物理学とか数学とかの大学の講義を聞いてすぐわかるかといえばすぐにわかるとは言えないだろう。
だが、毎授業時間の最後にアンケートをとるとわかならないという感想を書く人が多い。多分自分が一度考えたことがあれば、わかるだろうがそうでなければ授業を聞いてすぐにわかることはないにちがいない。
それでも言葉どおりにとって真剣に「これでもかこれでもか」と説明を繰り返している。だが、本当のところは私の独り相撲であろう。
だから先回の授業のときに自分が「本当に分かろうと思わなければわかるようにはならない」と言っておいた。
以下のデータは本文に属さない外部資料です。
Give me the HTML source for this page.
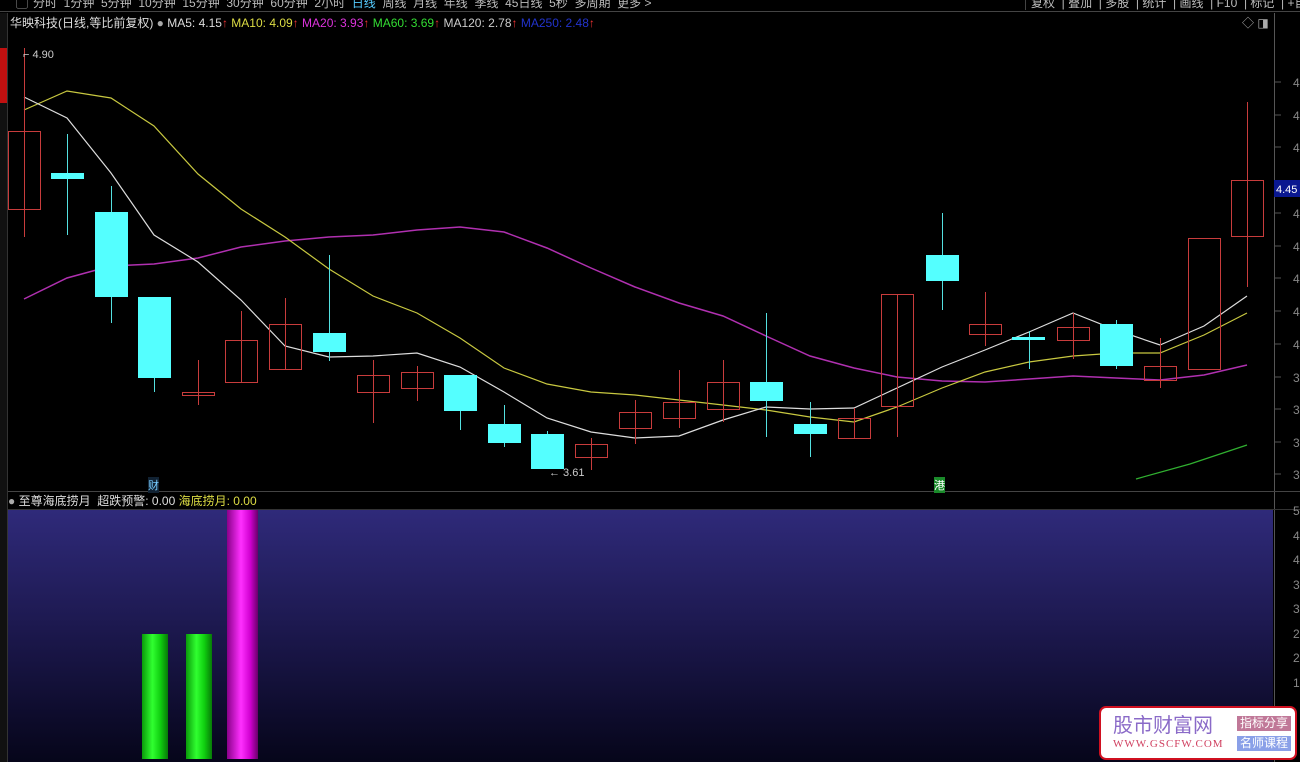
<!DOCTYPE html>
<html><head><meta charset="utf-8"><style>
*{margin:0;padding:0;box-sizing:border-box}
body{width:1300px;height:762px;background:#000;overflow:hidden;position:relative;font-family:"Liberation Sans","Noto Sans CJK SC",sans-serif;color:#ccc}
.top{position:absolute;left:0;top:-4px;height:16px;width:1300px;font-size:12px;line-height:14px;color:#bbb;white-space:nowrap}
.top span{position:absolute}
.tb{position:absolute;top:0;left:0;width:1300px;height:12px;border-bottom:1px solid #444}
.t{position:absolute;font-size:12px;white-space:nowrap}
</style></head><body>
<div class="tb"></div>
<div class="top">
<span style="left:16px">▢</span>
<span style="left:33px">分时 &nbsp;1分钟 &nbsp;5分钟 &nbsp;10分钟 &nbsp;15分钟 &nbsp;30分钟 &nbsp;60分钟 &nbsp;2小时 &nbsp;<b style="color:#5cf;font-weight:normal">日线</b> &nbsp;周线 &nbsp;月线 &nbsp;年线 &nbsp;季线 &nbsp;45日线 &nbsp;5秒 &nbsp;多周期 &nbsp;更多 &gt;</span>
<span style="left:1025px;border-left:1px solid #444;padding-left:5px">复权 &nbsp;| 叠加 &nbsp;| 多股 &nbsp;| 统计 &nbsp;| 画线 &nbsp;| F10 &nbsp;| 标记 &nbsp;| +自选 | 返</span>
</div>
<div style="position:absolute;left:0;top:13px;width:8px;height:749px;background:#111;border-right:1px solid #333"></div>
<div style="position:absolute;left:0;top:48px;width:7px;height:55px;background:#c01010"></div>
<div class="t" style="left:10px;top:14px;color:#ddd">华映科技(日线,等比前复权) <span style="color:#aaa">●</span> MA5: 4.15<span style="color:#e33">↑</span> <span style="color:#dd4">MA10: 4.09</span><span style="color:#e33">↑</span> <span style="color:#d3d">MA20: 3.93</span><span style="color:#e33">↑</span> <span style="color:#3d3">MA60: 3.69</span><span style="color:#e33">↑</span> <span style="color:#ccc">MA120: 2.78</span><span style="color:#e33">↑</span> <span style="color:#23c">MA250: 2.48</span><span style="color:#e33">↑</span></div>
<div class="t" style="left:1242px;top:14px;color:#aaa">◇ ◨</div>
<svg style="position:absolute;left:0;top:0" width="1300" height="762">
<defs>
<linearGradient id="bg" x1="0" y1="0" x2="0" y2="1"><stop offset="0" stop-color="#2f2a7a"/><stop offset=".45" stop-color="#1d1950"/><stop offset="1" stop-color="#06051a"/></linearGradient>
<linearGradient id="gr" x1="0" y1="0" x2="1" y2="0"><stop offset="0" stop-color="#0a9a0a"/><stop offset=".4" stop-color="#30ff30"/><stop offset=".7" stop-color="#10d010"/><stop offset="1" stop-color="#077a07"/></linearGradient>
<linearGradient id="mg" x1="0" y1="0" x2="1" y2="0"><stop offset="0" stop-color="#8a008a"/><stop offset=".45" stop-color="#ff30ff"/><stop offset=".75" stop-color="#d000d0"/><stop offset="1" stop-color="#6a006a"/></linearGradient>
</defs>
<line x1="1274.5" y1="13" x2="1274.5" y2="762" stroke="#555"/>
<line x1="8" y1="491.5" x2="1300" y2="491.5" stroke="#444"/>
<line x1="8" y1="509.5" x2="1300" y2="509.5" stroke="#333"/>
<g stroke="#555">
<line x1="1275" y1="82" x2="1281" y2="82"/><line x1="1275" y1="115" x2="1281" y2="115"/><line x1="1275" y1="147" x2="1281" y2="147"/><line x1="1275" y1="213" x2="1281" y2="213"/><line x1="1275" y1="246" x2="1281" y2="246"/><line x1="1275" y1="278" x2="1281" y2="278"/><line x1="1275" y1="311" x2="1281" y2="311"/><line x1="1275" y1="344" x2="1281" y2="344"/><line x1="1275" y1="377" x2="1281" y2="377"/><line x1="1275" y1="409" x2="1281" y2="409"/><line x1="1275" y1="442" x2="1281" y2="442"/><line x1="1275" y1="474" x2="1281" y2="474"/>
</g>
<g fill="#888" font-size="12" font-family="Liberation Sans">
<text x="1293" y="87">4</text><text x="1293" y="120">4</text><text x="1293" y="152">4</text><text x="1293" y="218">4</text><text x="1293" y="251">4</text><text x="1293" y="283">4</text><text x="1293" y="316">4</text><text x="1293" y="349">4</text><text x="1293" y="382">3</text><text x="1293" y="414">3</text><text x="1293" y="447">3</text><text x="1293" y="479">3</text>
<text x="1293" y="515">5</text><text x="1293" y="540">4</text><text x="1293" y="564">4</text><text x="1293" y="589">3</text><text x="1293" y="613">3</text><text x="1293" y="638">2</text><text x="1293" y="662">2</text><text x="1293" y="687">1</text>
</g>
<rect x="1274" y="180" width="26" height="17" fill="#0a1890"/>
<text x="1276" y="193" fill="#fff" font-size="11" font-family="Liberation Sans">4.45</text>
<rect x="8" y="510" width="1265" height="252" fill="url(#bg)"/>
<rect x="142" y="634" width="26" height="125" fill="url(#gr)"/>
<rect x="186" y="634" width="26" height="125" fill="url(#gr)"/>
<rect x="227" y="510" width="31" height="249" fill="url(#mg)"/>
<polyline fill="none" stroke="#b030b0" stroke-width="1.5" points="24,299 67,278 111,266 154,264 198,258 241,247 285,241 329,237 373,235 417,230 460,227 504,232 547,248 591,268 635,287 679,303 723,316 766,336 810,356 854,368 897,377 942,381 985,382 1029,379 1073,376 1116,378 1160,380 1204,375 1247,365"/>
<polyline fill="none" stroke="#c8c840" stroke-width="1.2" points="24,110 67,91 111,98 154,126 198,174 241,209 285,237 329,269 373,296 417,313 460,338 504,368 547,384 591,392 635,395 679,400 723,405 766,410 810,417 854,422 897,407 942,388 985,372 1029,362 1073,356 1116,353 1160,353 1204,335 1247,313"/>
<polyline fill="none" stroke="#ddd" stroke-width="1.2" points="24,97 67,118 111,173 154,235 198,262 241,300 285,346 329,357 373,356 417,353 460,367 504,392 547,418 591,432 635,438 679,436 723,420 766,407 810,409 854,408 897,388 942,367 985,350 1029,332 1073,313 1116,330 1160,345 1204,326 1247,296"/>
<polyline fill="none" stroke="#30b030" stroke-width="1.2" points="1136,479 1190,464 1247,445"/>
<g stroke="#c83c3c" fill="none">
<line x1="24.5" y1="48" x2="24.5" y2="237"/><rect x="8.5" y="131.5" width="32" height="78"/>
<line x1="198.5" y1="360" x2="198.5" y2="405"/><rect x="182.5" y="392.5" width="32" height="3"/>
<line x1="241.5" y1="311" x2="241.5" y2="382"/><rect x="225.5" y="340.5" width="32" height="42"/>
<line x1="285.5" y1="298" x2="285.5" y2="369"/><rect x="269.5" y="324.5" width="32" height="45"/>
<line x1="373.5" y1="360" x2="373.5" y2="423"/><rect x="357.5" y="375.5" width="32" height="17"/>
<line x1="417.5" y1="366" x2="417.5" y2="401"/><rect x="401.5" y="372.5" width="32" height="16"/>
<line x1="591.5" y1="438" x2="591.5" y2="470"/><rect x="575.5" y="444.5" width="32" height="13"/>
<line x1="635.5" y1="400" x2="635.5" y2="444"/><rect x="619.5" y="412.5" width="32" height="16"/>
<line x1="679.5" y1="370" x2="679.5" y2="428"/><rect x="663.5" y="402.5" width="32" height="16"/>
<line x1="723.5" y1="360" x2="723.5" y2="422"/><rect x="707.5" y="382.5" width="32" height="27"/>
<line x1="854.5" y1="408" x2="854.5" y2="438"/><rect x="838.5" y="418.5" width="32" height="20"/>
<line x1="897.5" y1="294" x2="897.5" y2="437"/><rect x="881.5" y="294.5" width="32" height="112"/>
<line x1="985.5" y1="292" x2="985.5" y2="346"/><rect x="969.5" y="324.5" width="32" height="10"/>
<line x1="1073.5" y1="313" x2="1073.5" y2="359"/><rect x="1057.5" y="327.5" width="32" height="13"/>
<line x1="1160.5" y1="338" x2="1160.5" y2="388"/><rect x="1144.5" y="366.5" width="32" height="14"/>
<rect x="1188.5" y="238.5" width="32" height="131"/>
<line x1="1247.5" y1="102" x2="1247.5" y2="287"/><rect x="1231.5" y="180.5" width="32" height="56"/>
</g>
<g stroke="#54e0e0" fill="#54ffff">
<line x1="67.5" y1="134" x2="67.5" y2="235"/><rect x="51" y="173" width="33" height="6" stroke="none"/>
<line x1="111.5" y1="186" x2="111.5" y2="323"/><rect x="95" y="212" width="33" height="85" stroke="none"/>
<line x1="154.5" y1="378" x2="154.5" y2="392"/><rect x="138" y="297" width="33" height="81" stroke="none"/>
<line x1="329.5" y1="255" x2="329.5" y2="361"/><rect x="313" y="333" width="33" height="19" stroke="none"/>
<line x1="460.5" y1="411" x2="460.5" y2="430"/><rect x="444" y="375" width="33" height="36" stroke="none"/>
<line x1="504.5" y1="405" x2="504.5" y2="447"/><rect x="488" y="424" width="33" height="19" stroke="none"/>
<line x1="547.5" y1="431" x2="547.5" y2="469"/><rect x="531" y="434" width="33" height="35" stroke="none"/>
<line x1="766.5" y1="313" x2="766.5" y2="437"/><rect x="750" y="382" width="33" height="19" stroke="none"/>
<line x1="810.5" y1="402" x2="810.5" y2="457"/><rect x="794" y="424" width="33" height="10" stroke="none"/>
<line x1="942.5" y1="213" x2="942.5" y2="310"/><rect x="926" y="255" width="33" height="26" stroke="none"/>
<line x1="1029.5" y1="331" x2="1029.5" y2="369"/><rect x="1012" y="337" width="33" height="3" stroke="none"/>
<line x1="1116.5" y1="320" x2="1116.5" y2="369"/><rect x="1100" y="324" width="33" height="42" stroke="none"/>
</g>
<g fill="#ccc" font-size="11" font-family="Liberation Sans">
<text x="23" y="58">⌐ 4.90</text>
<text x="549" y="476">← 3.61</text>
</g>
</svg>
<div class="t" style="left:148px;top:477px;font-size:11px;color:#7cf;background:#123">财</div>
<div class="t" style="left:934px;top:477px;font-size:11px;color:#fff;background:#1a8a2a">港</div>
<div class="t" style="left:8px;top:492px;color:#ddd"><span style="color:#aaa">●</span> 至尊海底捞月 &nbsp;超跌预警: 0.00 <span style="color:#dd4">海底捞月: 0.00</span></div>
<div style="position:absolute;left:1099px;top:706px;width:198px;height:54px;background:#fff;border:2px solid #d01020;border-radius:7px">
<div style="position:absolute;left:12px;top:3px;font-size:20px;color:#8a6ac8;font-family:'Noto Sans CJK SC',sans-serif;line-height:26px">股市财富网</div>
<div style="position:absolute;left:12px;top:30px;font-size:11px;color:#d04060;font-family:'Liberation Serif',serif;letter-spacing:1px">WWW.GSCFW.COM</div>
<div style="position:absolute;left:136px;top:8px;width:54px;height:15px;background:#c07898;color:#fff;font-size:12px;line-height:15px;text-align:center">指标分享</div>
<div style="position:absolute;left:136px;top:28px;width:54px;height:15px;background:#8aa0e8;color:#fff;font-size:12px;line-height:15px;text-align:center">名师课程</div>
</div>
</body></html>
この言葉をどれほど真剣に取ってくれた人がいるだろうか。
京都大学の数学の先生だった森毅さんはほとんどの人が「授業をわからないだろう」とどこかでエッセイに書いていた。
それに比べれば私の前回のアンケートに答える時間ではもっと身近に感じてもらっているだろうとは思うが、同じ質問が出るという状況は今年も変わっていない。
先週か先々週に質問に答えた同じ質問が今週のアンケートに書かれていた。例年5回くらい同じ質問が出る。それに4回までは答えることにしているが、5回目には答えない。
質問が出ることはいいことだが、誰か他人が質問をしたときにはよく聞いていなかったという事態が5回も続くという状況はどうかしている。授業自体の存在意義が疑われる。
これはもちろん授業をしている私の問題もあるだろうが、同じ質問が5回も出るということはいくら学生にひいきに考えても教える方の問題だとは考え難い。
それも難しい概念なら何回質問が出ても仕方がないが、そうではなくて比例するという記号だとか恒等的に等しいという記号を「式の定義の意味に使う」という用法について何回も繰り返して同じ質問が出るということは単なる授業の聞き方がだらだらであるということの証明であろう。